Hearings to confirm Jeff Sessions as attorney general have taken a surprising turn, with Elizabeth Warren being reprimanded for reading a letter. The senator had cited scathing words by Martin Luther King Jr.'s widow.

Elizabeth Warren
Image: picture-alliance/AP Photo/Senate TV

US Senate Democrat Elizabeth Warren was told to sit down after reading a thirty-year-old letter criticizing the attorney general nominee Jeff Sessions. The letter was written by Coretta Scott King, the widow of murdered civil rights leader Martin Luther King Jr - and it circulated all the more freely after the efforts to silence Warren in the chamber. 

The Senate chamber's Republican leader Mitch McConnell stopped the Massachusetts Democrat from reading the letter and accused Warren of having "impugned" Senator Sessions - invoking Senate Rule 19 that prohibits disparaging remarks against a fellow senator.

"The senator has impugned the motives and conduct of our colleague from Alabama, as warned by the chair," McConnell said. Warren challenged the ruling, which resulted in the Senate voting on the implementation of the archaic tradition. With a Republican majority in the upper house of Congress, the Senate voted along party lines to uphold McConnell's ruling.

Senator Warren was initially warned after reading from a statement by one of her predecessors, former Massachusetts Senator Edward Kennedy, in which Kennedy had labeled Sessions a disgrace. When she moved on to reading Coretta Scott King's letter, the Republican majority in the Senate struck her down.

In the 1986 letter, Mrs. King was opposing Jeff Sessions' nomination to become a federal district court judge in Alabama, saying that while he was acting as a federal prosecutor, Sessions had used his power to "chill the free exercise of the vote by black citizens." Sessions did not get the role.

A divisive nominee

Warren implied that the ruling against her that she shouldn't be silenced for the remainder of the hearings on Sessions' confirmation, saying that she wasn't making any remarks in her own name but merely "reading a letter from Coretta Scott King to the Judiciary Committee from 1986 that was admitted into the record."

Jeff Sessions is yet to be confirmed as the next attorney generalImage: Getty Images/S.Olson

"I'm simply reading what she wrote about what the nomination of Jeff Sessions to be a federal court judge meant and what it would mean in history for her," Warren said.

The chamber has been debating the Alabama Republican's nomination for US Attorney General, facing staunch opposition by Democrats.

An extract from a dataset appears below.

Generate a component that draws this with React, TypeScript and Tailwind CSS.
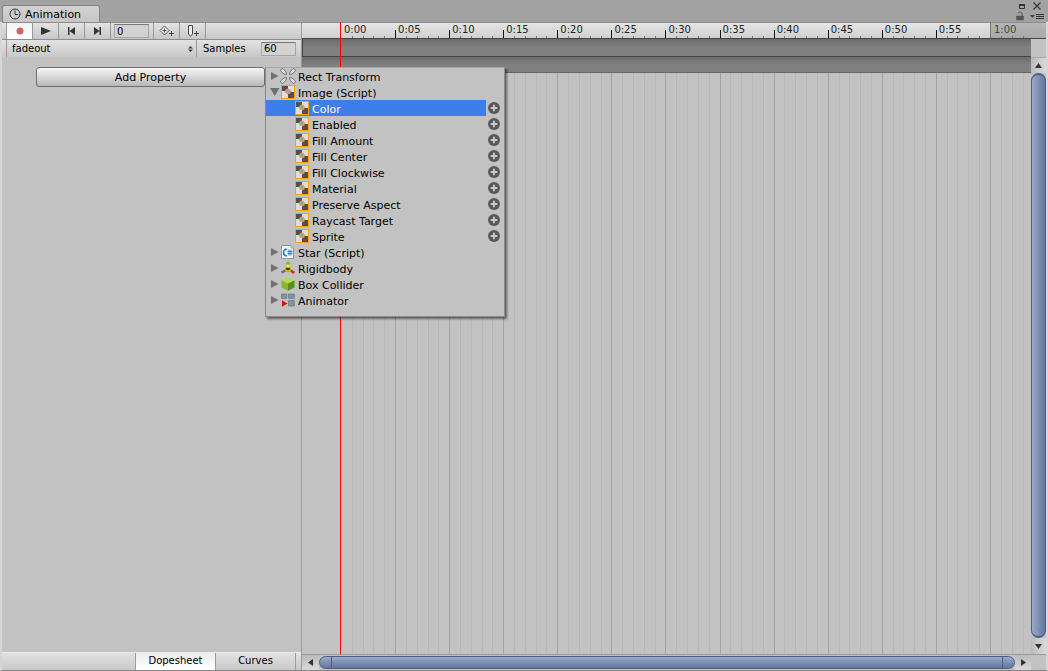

The previous day, during the debate over education secretary nominee Betsy DeVos, Democrats held the Senate floor throughout the night in protest against the nomination. Tensions over confirming President Donald Trump's cabinet nominees have persisted from the onset of the process, with Republican leaders accusing Democrats of deliberately blocking the process.

A confirmation vote for Jeff Sessions as attorney general is expected later on Wednesday.

Extraordinary measures

McConnell's ruling was a rare rebuke in the upper house, which values decorum and is steeped in tradition. Democrat Senator Sheldon Whitehouse from Rhode Island said that the procedure was getting "ridiculous."

New York Democrat Senator Chuck Schumer also tweeted his reaction, joining the globally trending hashtag #LetLizSpeak and expressing his opposition to Warren's speech being silenced.

The longest-serving Republican currently in Senate, Orrin Hatch, from Utah, meanwhile called for a more dignified debate of Trump's nominees, citing Senate rule 19, which he said Warren had "violated."

Opportune timing for Warren

Elizabeth Warren is already considered to be a potential presidential candidate for the next presidential elections in 2020, but has come under fire recently for not representing the values she has been championing.

Up for reelection in her home state of Massachusetts in 2018, Warren has been accepting millions in donations for her bid in the past 24 months, with most of the $5.9 million (5.5 million euros) she has accrued coming from individual donations. Her professional engagements both within and outside of politics have also led her opponents to try to disaqualify Warren, who has been positioning herself as a supporter of the poor.